Thursday, August 30, 2012

Liberal Canon

A recent interview on NPR talked with Beverly Gage, a professor at Yale, about her article in Slate entitled: "Why is there no liberal Ayn Rand?" on why Conservatives have literary canon (Rand, Friedman, Hayek, among others). It's an interesting article and I won't rehash it here, you can read it for yourself (it's not too long). Liberal Canon.

It got me thinking - why don't we have a liberal canon, and what can we do about that? How far back would we go? Do we include classical liberalism, or leave that that the "conservative" canon? Of course economic works are important, but what about political or social, or literary? There are obviously countless texts that could be included. The important part, after determining that long list, would be to have a more narrow, defined list. Something that all liberals would be able to read and digest to some extent.

3 comments:

James R said...

No! No! No!
[This is without reading the article, so I apologize in advance if I fail to "not to embarrass oneself"]
When did it become an us vs. them war? A liberal vs conservative confrontation. Once upon a time there were issues. The issues had arguing points and you went with what you felt was the best solution at the time. Sometimes your highest priority was one thing (balance the budget, save hurricane victims, maintain the economy). Sometimes your priority was something else. For many issues, I'm not sure what is conservative and what is liberal. Sure there are tendencies. Some may place helping others before helping themselves, but we all want to help ourselves.

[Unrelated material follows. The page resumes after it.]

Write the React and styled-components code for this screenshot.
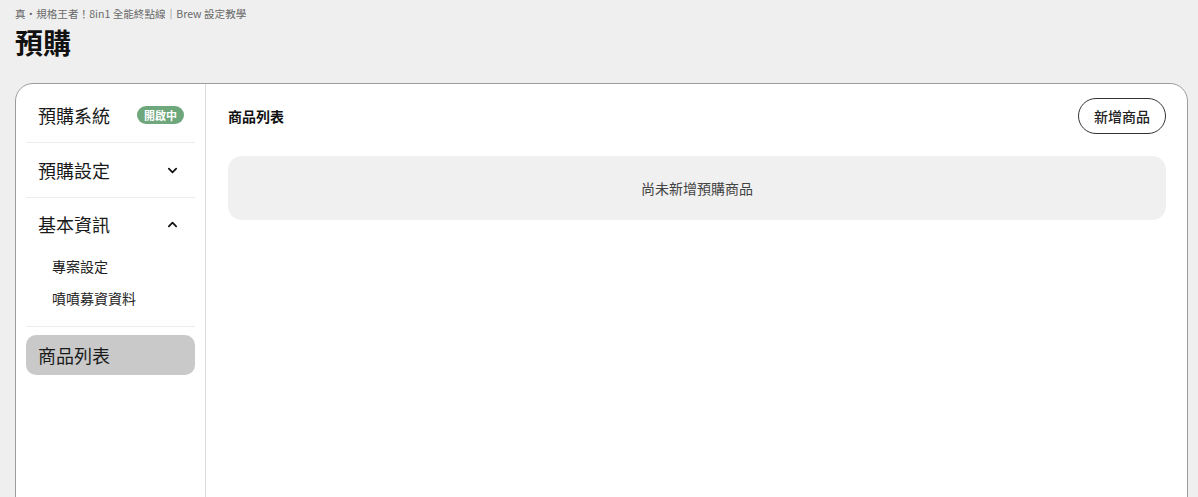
import React from "react";
import styled, { createGlobalStyle } from "styled-components";

const Global = createGlobalStyle`
  html, body { margin: 0; padding: 0; background: #efefef; }
  body { font-family: "Noto Sans CJK TC", "Noto Sans", sans-serif; color: #1a1a1a; overflow: hidden; }
`;

const Page = styled.div`
  padding: 5px 10px 0 15px;
  height: 497px;
  box-sizing: border-box;
  display: flex;
  flex-direction: column;
`;

const Breadcrumb = styled.div`
  font-size: 10.6px;
  line-height: 18px;
  color: #6a6a6a;
`;

const Title = styled.h1`
  margin: 0;
  font-size: 28px;
  line-height: 38px;
  font-weight: 700;
  color: #111;
`;

const Card = styled.div`
  margin-top: 22px;
  flex: 1;
  min-height: 440px;
  background: #fff;
  border: 1px solid #9c9c9c;
  border-radius: 18px;
  display: flex;
  overflow: hidden;
`;

const Sidebar = styled.nav`
  width: 169px;
  flex: none;
  padding: 4px 10px;
  border-right: 1px solid #dcdcdc;
  display: flex;
  flex-direction: column;
`;

const Row = styled.div`
  height: 54px;
  padding: 0 17px 0 12px;
  display: flex;
  align-items: center;
  justify-content: space-between;
  border-bottom: 1px solid #ececec;
  font-size: 18px;
  color: #1a1a1a;
`;

const Group = styled.div`
  border-bottom: 1px solid #ececec;
  padding-bottom: 12px;
`;

const GroupHead = styled(Row)`
  height: 52px;
  border-bottom: none;
`;

const SubItem = styled.div`
  height: 32px;
  display: flex;
  align-items: center;
  padding-left: 26px;
  font-size: 14px;
  color: #222;
`;

const Active = styled(Row)`
  margin-top: 8px;
  height: 40px;
  border-bottom: none;
  border-radius: 10px;
  background: ${(p) => (p.$active ? "#c9c9c9" : "transparent")};
`;

const Badge = styled.span`
  display: inline-flex;
  align-items: center;
  justify-content: center;
  height: 18px;
  padding: 0 7px;
  border-radius: 9px;
  background: #6ea77c;
  color: #fff;
  font-size: 11px;
  font-weight: 700;
  margin-right: -6px;
`;

const Main = styled.main`
  flex: 1;
  padding: 14px 21px 0 22px;
  display: flex;
  flex-direction: column;
  gap: 22px;
`;

const Header = styled.div`
  display: flex;
  align-items: center;
  justify-content: space-between;
`;

const SectionTitle = styled.h2`
  margin: 0;
  font-size: 14px;
  font-weight: 700;
  color: #111;
`;

const Button = styled.button`
  height: 36px;
  padding: 0 15px;
  border: 1px solid #333;
  border-radius: 18px;
  background: #fff;
  font-family: inherit;
  font-size: 14px;
  font-weight: 500;
  color: #222;
  cursor: pointer;
`;

const Empty = styled.div`
  height: 64px;
  border-radius: 14px;
  background: #f0f0f0;
  display: flex;
  align-items: center;
  justify-content: center;
  font-size: 14px;
  color: #444;
`;

const Chevron = ({ up }) => (
  <svg width="11" height="11" viewBox="0 0 12 12" fill="none">
    <path
      d={up ? "M2 8 L6 4 L10 8" : "M2 4 L6 8 L10 4"}
      stroke="#111"
      strokeWidth="1.9"
      strokeLinecap="round"
      strokeLinejoin="round"
    />
  </svg>
);

export default function App() {
  return (
    <>
      <Global />
      <Page>
        <Breadcrumb>真・規格王者！8in1 全能終點線｜Brew 設定教學</Breadcrumb>
        <Title>預購</Title>
        <Card>
          <Sidebar>
            <Row>
              預購系統
              <Badge>開啟中</Badge>
            </Row>
            <Row>
              預購設定
              <Chevron />
            </Row>
            <Group>
              <GroupHead>
                基本資訊
                <Chevron up />
              </GroupHead>
              <SubItem>專案設定</SubItem>
              <SubItem>噴噴募資資料</SubItem>
            </Group>
            <Active $active>商品列表</Active>
          </Sidebar>
          <Main>
            <Header>
              <SectionTitle>商品列表</SectionTitle>
              <Button>新增商品</Button>
            </Header>
            <Empty>尚未新增預購商品</Empty>
          </Main>
        </Card>
      </Page>
    </>
  );
}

We have enough problems with issues, forget liberal and conservative. Like race, I think liberal and conservative are figments of society's imagination. I'm 'conservative' on some points at certain times and 'liberal' on others.

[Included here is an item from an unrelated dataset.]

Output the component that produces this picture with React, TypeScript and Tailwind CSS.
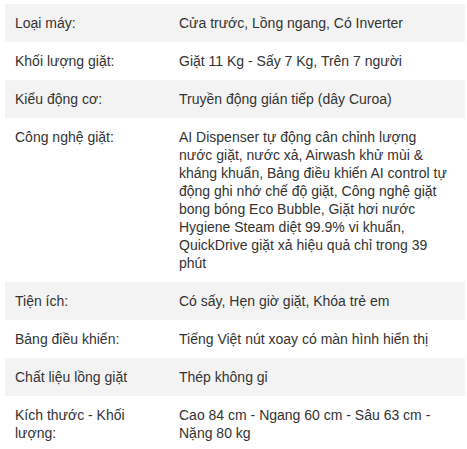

Secondly, could we just recognize that ideologies are mostly evil. Embrace people, not ideologies. When a person (like Ayn Rand) called an ideology "his truth, and tried to live by it, he became grotesque and the truth became a falsehood." (Sherwood Anderson)

[Now I will read the article.]

James R said...

She has some interesting points, but overall she is misguided and dead wrong. Ask all the failed ideological states. Life, liberty and the pursuit of happiness will never be captured by an ideology. And even with that statement, you should be only "slightly confident."

Big Myk said...

It’s funny, I saw this article when it first came out a couple weeks ago and was going to mention it in a blog. (Again, great minds thinking alike.) Originally, I thought perhaps it had a point, but now I think mostly the piece is a little dopey. I’m not so sure there is a liberal or conservative canon to begin with and, if there is, I’m not certain that any conservative canon is more fixed in the firmament than a liberal canon. The Affluent Society by John Kenneth Galbraith comes to mind as a nomination from the left.

But, here’s something that I am more certain of: anyone like Paul Ryan who finds Ayn Rand somehow compelling is a moron. A while back I read an article about literary deal breakers: those books that, if you found them in your date’s bookcase would cause you to break up with her/him. See It’s Not You, It’s Your Books. I actually thought that I had blogged on this earlier, but a blog search revealed that apparently I hadn’t.

Well, there’s little doubt that the number one deal breaker in America is Atlas Shrugged. A distant second was The Da Vinci Code.

Laura Miller, a book critic for Salon, had this to say. “I did have to break up with one guy because he was very keen on Ayn Rand. He was sweet and incredibly decent despite all the grandiosely heartless ‘philosophy’ he espoused, but it wasn’t even the ideology that did it. I just thought Rand was a hilariously bad writer, and past a certain point I couldn’t hide my amusement.”

Other comments: “When it comes to dating, I have only one simple rule. If I go over to a girl’s house and she has a copy of The Fountainhead, or — god forbid — Atlas Shrugged, then I’m out the door in 0.5 seconds. Liking Ayn Rand novels is a guaranteed sign that someone is crazy, and though crazy people are often good in bed, it’s really just not worth it.”

“Back when I was dating, I had a rule to avoid guys who were so into Ayn Rand that they mentioned it on the first date. Like it was fine if they read some of her books, but if they read them and ascribed to her philosophy so thoroughly that they were preaching to me about it, that was a deal breaker. This was after a hot guy tried to pick me up at a bar and then proceeded to spend the next 40 minutes telling me about Objectivism like he was doing me a favor. From then on, I considered a strong interest in Rand a warning sign that the guy was annoying, and that rule served me well a couple of times afterwards.”

If you want a book that is in every possible way the opposite of Atlas Shrugged, I suggest Steinbeck’s The Grapes of Wrath. It’s an astoundingly good book; it creates characters and suggests ideas 10 times more interesting than anything Ayn Rand wrote about; and it doesn’t promote self-interst as the highest virtue. Plus, at one point it describes a turtle’s effort to struggle up an embankment and cross a highway The turtle is tough, tenacious, and unstoppable – the best press this creature has received since The Tortoise and Hare.